The productive plant’s low competitiveness is perhaps where the main problem of national industry resides. If one listens to the sector’s businessmen, the explanation alludes to a matter of credit, the absence of support and protection on the part of the government, the informal economy and smuggling, that is, the third factor. The credit issue is real but circular: there is no credit because companies are not competitive and they are not competitive because there is no credit. The banks affirm, rightly so from my perspective, that it is not possible to extend credit to enterprises lacking a viable and competitive investment project, one likely to make these companies successful in a globalized economy. The demand for protection in the form of subsidies and tariff and non-tariff barriers to trade (a demand ever more successful in this administration) confirms what the banks say: that these companies are trying to stay alive not through their ability to produce good products at fair prices that the market demands but rather by means of protection granted to them by the government with respect to their competitors. Increasing credit through Mexico’s development bank NAFINSA would not address this problem.
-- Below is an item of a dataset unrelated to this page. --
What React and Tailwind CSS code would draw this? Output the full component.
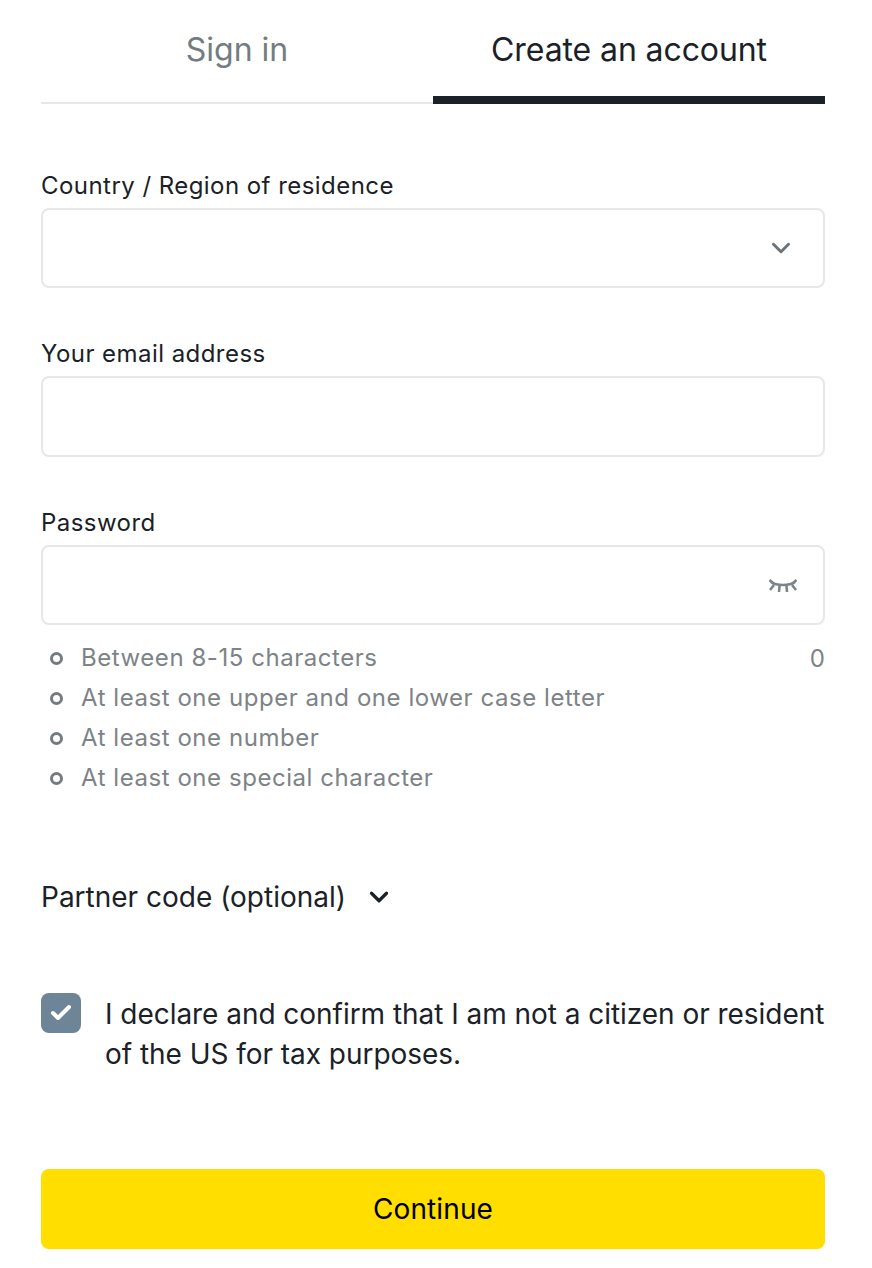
import React from "react";
import { Check, ChevronDown } from "lucide-react";

const hints = [
  "Between 8-15 characters",
  "At least one upper and one lower case letter",
  "At least one number",
  "At least one special character",
];

const Field = ({ label, className = "", boxClass = "h-20", children }) => (
  <div className={className}>
    <label className="block h-8 text-[24px] leading-[33px] tracking-[0.45px] text-[#1a2128]">{label}</label>
    <div className={`mt-[7px] rounded-lg border-2 border-[#e7e7e7] bg-white flex items-center justify-end ${boxClass}`}>
      {children}
    </div>
  </div>
);

const EyeClosed = () => (
  <svg width="30" height="16" viewBox="0 0 30 16" fill="none" stroke="#7d8489" strokeWidth="2.6" className="mr-[25px] mt-[3px]">
    <path d="M3 3 C 9 7, 21 7, 27 3" />
    <path d="M1.5 1 L6 5" />
    <path d="M28.5 1 L24 5" />
    <path d="M2 11 L6 6" />
    <path d="M28 11 L24 6" />
    <path d="M11 13 L11.5 7" />
    <path d="M19 13 L18.5 7" />
  </svg>
);

const App = () => {
  return (
    <div className="w-[872px] h-[1268px] bg-white pl-[41px] pr-[47px] font-['Inter','Liberation_Sans',sans-serif] overflow-hidden">
      <div className="flex h-[104px] w-[784px]">
        <div className="flex-1 border-b-2 border-[#e7e7e7] text-center text-[32px] leading-[100px] text-[#747c82]">Sign in</div>
        <div className="flex-1 border-b-8 border-[#1a2128] text-center text-[32px] leading-[100px] tracking-[-0.1px] text-[#1a2128]">Create an account</div>
      </div>

      <Field label="Country / Region of residence" className="mt-[65px]">
        <ChevronDown size={30} strokeWidth={2.4} className="mr-[27px] text-[#6d7479]" />
      </Field>
      <Field label="Your email address" className="mt-[49px]" boxClass="h-[81px]" />
      <Field label="Password" className="mt-[49px]">
        <EyeClosed />
      </Field>

      <div className="relative mt-[13px]">
        <ul>
          {hints.map((hint) => (
            <li key={hint} className="flex items-center h-10 text-[24px] leading-[42px] tracking-[0.55px] text-[#7d8387]">
              <span className="ml-[9px] mr-[18px] w-[13px] h-[13px] rounded-full border-[3px] border-[#747c82]" />
              {hint}
            </li>
          ))}
        </ul>
        <span className="absolute right-0 top-0 h-10 leading-[42px] text-[24px] text-[#7d8387]">0</span>
      </div>

      <div className="mt-[79px] flex items-center h-10 text-[28px] leading-[42px] text-[#1a2128]">
        <span>Partner code (optional)</span>
        <ChevronDown size={30} strokeWidth={2.6} className="ml-[18px]" />
      </div>

      <div className="mt-[75px] flex">
        <div className="w-10 h-10 mt-[1px] shrink-0 rounded-lg bg-[#6d8596] flex items-center justify-center">
          <Check size={24} strokeWidth={4} className="text-white" />
        </div>
        <p className="ml-6 mt-[2px] text-[28px] leading-10 tracking-[-0.04px] text-[#1a2128]">
          I declare and confirm that I am not a citizen or resident of the US for tax purposes.
        </p>
      </div>

      <button className="mt-[95px] w-full h-20 rounded-lg bg-[#ffde00] text-[28px] leading-[42px] tracking-[0.1px] text-[#000]">Continue</button>
    </div>
  );
};

export default App;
In its essence, the country’s industrial problem is a mismatch between theory and reality. Up to the eighties, the structure of the Mexican economy was not very distinct from that of the Brazilian one. The development model adopted after WWII was oriented toward promoting industrial growth by means of subsidies and protection from imports. The objective was to achieve the growth of a powerful local industry through import substitution. The model favored the producer over the consumer and ended up creating a negligibly competitive industry that typically produced high-priced, low-quality goods. In the eighties, the Mexican government opted for trade liberalization with the objective of heightening the competitiveness of the economy and, through that, improving the quality and price of the goods it produced, but above all facilitating a rapid growth in overall productivity that would translate into better and higher paying jobs.
Behind the decision to liberalize lies a well known principle among scholars of the economy: that of the comparative advantage. On one occasion, the mathematician Stanislaw Ulam asked the economists’ dean of his era, Paul Samuelson, whether there were an economic principle that was, concurrently, universal and not evidently true. Samuelson immediately responded with David Ricardo’s principle of the comparative advantage, developed in 1817. Under this principle, what’s important for an economy is not its absolute capacity and ability to produce goods, but its relative capacity and ability with respect to others.
Although a country produces many things, each economy is more efficient in the production of some goods than others. Under this premise, international commerce leads a country to specialize in some type of goods that it also will export, while it imports others in which it is less efficient, thus achieving a greater level of well-being. The principle is well established and there is no doubt of its functioning. The problem is how to apply it in an economy operating under the premise of the virtual inexistence of international trade, our case until the eighties.
According to the economic theory, on liberalizing the Mexican economy, the country would have specialized in a certain type of goods (such as electronics, automobiles, engines, aviation fruits and vegetables, meat, etc., that is, all of the sectors in which Mexico is brutally competitive as an exporter) and would have abandoned other sectors in which it does not possess comparative advantages and that only existed as the result of the protection and subsidy strategy of before. Some of this did occur, which explains the disappearance of many enterprises in sectors such as toys and textiles but, thanks to the persistence of direct and indirect protection mechanisms, many companies that normally would have had to transform themselves or perish are still functioning. A few benefit at the cost of a general lesser growth of the economy.
The country is facing a dilemma that has not been resolved since the moment trade was liberalized, nearly thirty years ago: entering full speed ahead toward the construction of a modern productive plant or persisting in the protection of one sector that, as such, has no future. It can persist, but the cost is growing and can be measured in the form of bad and poorly paid jobs, low levels of economic growth and, above all, minimally productive jobs that inevitably pay the poor salaries.